Like travelling to any new place, experiencing Turkey is an adventure and a different culture for many of us and so we should always show respect to different traditions. I found Turkey to be quite modern and in most occasions, female visitors do not need to cover their hair, only when visiting mosques. Luckily, Blue Mosque is ready for the influx of non-Muslim visitors and the appropriate (not so pretty) clothing is provided.

I must add that Turkey turned out to be the country with the nicest and the most generous people to me. Most people we met were genuinely helpful and wanted to make sure we were having a great time in their home land. First, I was quite cautious when talking to people on the streets, not necessary because of the safety but I was just trying to avoid uncomfortable situations, such as being taken to a shop and being persuaded to buy something. My friend Marta was way more trustful and every time we were even a little bit lost she immediately asked for a help of locals who usually did not tell us the directions straightaway but rather changed where they were going and led the way to our location which made me nervous at first. In the end, everything was fine, we were always taken exactly where we needed to go with an extra piece of advice. I can’t believe that my negativity almost stopped me from seeing the good in people.

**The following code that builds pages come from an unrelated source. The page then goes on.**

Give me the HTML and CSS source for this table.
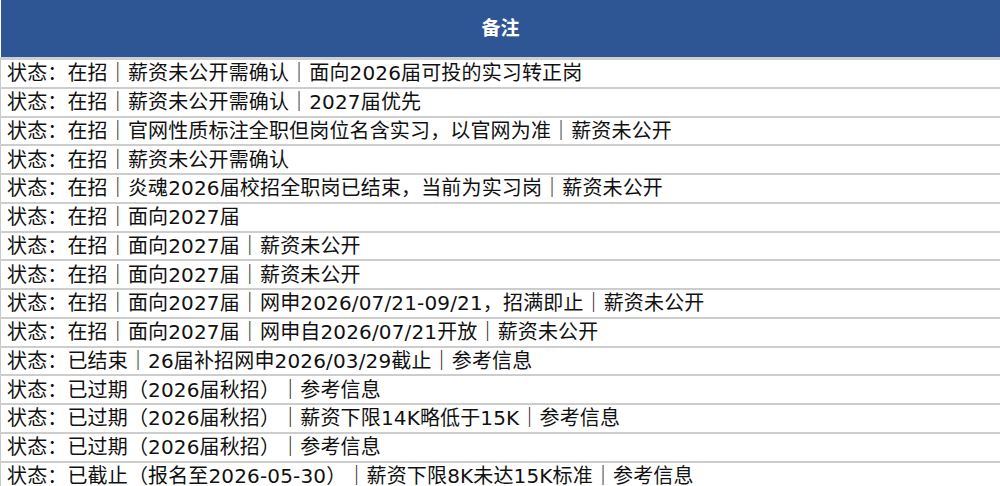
FILE: index.html
```html
<!DOCTYPE html>
<html lang="zh-CN">
<head>
<meta charset="utf-8">
<title>备注</title>
<link rel="stylesheet" href="styles.css">
</head>
<body>
<table class="notes">
  <thead>
    <tr><th class="head">备注</th></tr>
  </thead>
  <tbody>
    <tr><td>状态：在招｜薪资未公开需确认｜面向2026届可投的实习转正岗</td></tr>
    <tr><td>状态：在招｜薪资未公开需确认｜2027届优先</td></tr>
    <tr><td>状态：在招｜官网性质标注全职但岗位名含实习，以官网为准｜薪资未公开</td></tr>
    <tr><td>状态：在招｜薪资未公开需确认</td></tr>
    <tr><td>状态：在招｜炎魂2026届校招全职岗已结束，当前为实习岗｜薪资未公开</td></tr>
    <tr><td>状态：在招｜面向2027届</td></tr>
    <tr><td>状态：在招｜面向2027届｜薪资未公开</td></tr>
    <tr><td>状态：在招｜面向2027届｜薪资未公开</td></tr>
    <tr><td>状态：在招｜面向2027届｜网申2026/07/21-09/21，招满即止｜薪资未公开</td></tr>
    <tr><td>状态：在招｜面向2027届｜网申自2026/07/21开放｜薪资未公开</td></tr>
    <tr><td>状态：已结束｜26届补招网申2026/03/29截止｜参考信息</td></tr>
    <tr><td>状态：已过期（2026届秋招）｜参考信息</td></tr>
    <tr><td>状态：已过期（2026届秋招）｜薪资下限14K略低于15K｜参考信息</td></tr>
    <tr><td>状态：已过期（2026届秋招）｜参考信息</td></tr>
    <tr><td>状态：已截止（报名至2026-05-30）｜薪资下限8K未达15K标准｜参考信息</td></tr>
  </tbody>
</table>
</body>
</html>
```

FILE: styles.css
```css
html, body {
  margin: 0;
  padding: 0;
  background: #ffffff;
}

body {
  width: 1000px;
  height: 486px;
  overflow: hidden;
  font-family: "DejaVu Sans", "Noto Sans CJK SC", sans-serif;
}

.notes {
  width: 1000px;
  border-collapse: collapse;
  table-layout: fixed;
}

.head {
  height: 52px;
  padding: 0 0 5px 0;
  background: #2e5594;
  color: #ffffff;
  font-family: "Noto Sans CJK SC", sans-serif;
  font-size: 19px;
  font-weight: 700;
  text-align: center;
  vertical-align: middle;
  border-left: 1px solid #ffffff;
  border-bottom: 3px solid #cfcfcf;
}

.notes td {
  height: 26.75px;
  padding: 0 0 0 6px;
  font-size: 20px;
  line-height: 24px;
  letter-spacing: 0.15px;
  color: #111111;
  white-space: nowrap;
  vertical-align: middle;
  border-left: 1px solid #c8c8c8;
  border-bottom: 2px solid #cdcdcd;
}
```
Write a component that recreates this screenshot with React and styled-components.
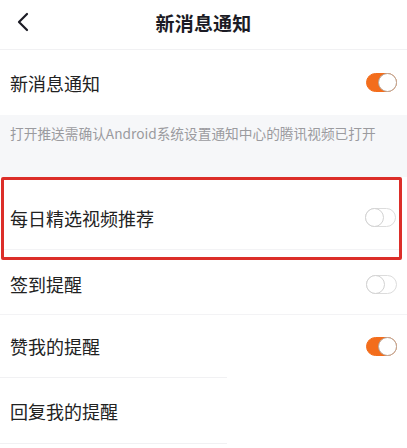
import React from 'react';
import styled, { createGlobalStyle } from 'styled-components';

const GlobalStyle = createGlobalStyle`
  html, body { margin: 0; padding: 0; background: #fff; }
  body { font-family: "Noto Sans CJK SC", "Noto Sans", sans-serif; }
`;

const Page = styled.div`
  width: 407px;
  height: 448px;
  overflow: hidden;
  background: #fff;
`;

const Header = styled.div`
  position: relative;
  height: 49px;
  display: flex;
  align-items: center;
  justify-content: center;
  border-bottom: 1px solid #f1f1f3;
`;

const Back = styled.div`
  position: absolute;
  left: 16px;
  top: 12px;
  width: 16px;
  height: 20px;
  display: flex;
`;

const Title = styled.div`
  font-size: 19px;
  font-weight: 700;
  color: #1b1b24;
  letter-spacing: 0.2px;
  margin-top: -5px;
`;

const Row = styled.div`
  display: flex;
  align-items: center;
  justify-content: space-between;
  height: ${p => p.h}px;
  padding: ${p => p.pad || '0 10px'};
  box-sizing: border-box;
  border-bottom: ${p => (p.line ? '1px solid #f3f3f5' : 'none')};
`;

const Label = styled.span`
  font-size: 18px;
  color: #222;
`;

const Note = styled.div`
  background: #f6f7f9;
  height: 62px;
  box-sizing: border-box;
  padding: 9px 10px 0;
  font-size: 13.7px;
  color: #9b9b9f;
  line-height: 18px;
  white-space: nowrap;
`;

const Highlight = styled.div`
  margin: 0 5px 0 1px;
  border: 3px solid #dc2e29;
  border-radius: 2px;
  padding-bottom: 7px;
  background: #fff;
`;

const ShortLine = styled.div`
  width: ${p => p.w}px;
  height: 1px;
  background: #f1f1f3;
`;

const Track = styled.div`
  position: relative;
  width: 31px;
  height: 19px;
  border-radius: 10px;
  box-sizing: border-box;
  background: ${p => (p.on ? '#f36d1c' : '#fff')};
  border: 1px solid ${p => (p.on ? '#f36d1c' : '#dcdcdc')};
`;

const Knob = styled.div`
  position: absolute;
  top: -1px;
  ${p => (p.on ? 'right: -1px;' : 'left: -1px;')}
  width: 19px;
  height: 19px;
  border-radius: 50%;
  box-sizing: border-box;
  background: #fff;
  border: 1px solid ${p => (p.on ? '#b8a89c' : '#d2d2d2')};
`;

const Toggle = ({ on }) => (
  <Track on={on}>
    <Knob on={on} />
  </Track>
);

export default function App() {
  return (
    <Page>
      <GlobalStyle />
      <Header>
        <Back>
          <svg width="16" height="20" viewBox="0 0 16 20">
            <polyline points="11,2 3,10 11,18" fill="none" stroke="#1b1b24" strokeWidth="2.2" strokeLinecap="round" strokeLinejoin="round" />
          </svg>
        </Back>
        <Title>新消息通知</Title>
      </Header>
      <Row h={65}>
        <Label>新消息通知</Label>
        <Toggle on />
      </Row>
      <Note>打开推送需确认Android系统设置通知中心的腾讯视频已打开</Note>
      <Highlight>
        <Row h={70} pad="6px 3px 0 6px" line>
          <Label>每日精选视频推荐</Label>
          <Toggle />
        </Row>
      </Highlight>
      <Row h={55} pad="0 10px 6px 10px" line>
        <Label>签到提醒</Label>
        <Toggle />
      </Row>
      <Row h={62}>
        <Label>赞我的提醒</Label>
        <Toggle on />
      </Row>
      <ShortLine w={227} />
      <Row h={65}>
        <Label>回复我的提醒</Label>
      </Row>
      <ShortLine w={227} />
    </Page>
  );
}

And while it is for everyone to judge whether it is safe for them to visit a certain country, I am glad that fear did not stop me. I am not saying to be oblivious to the threats. But ultimately, we are travelers. Our decisions are more motivated by the cultures we want to experience than by travel warnings. So if you decide to visit Turkey, the bottom line is to make sure to keep checking the travel advice of your government and mainly to pack a sense of adventure, smile, respect and common sense. I do believe in the law of attraction and that we attract what we fear the most. With the right mindset, your travels will be filled with endless experiences, wonderful memories and new friendships.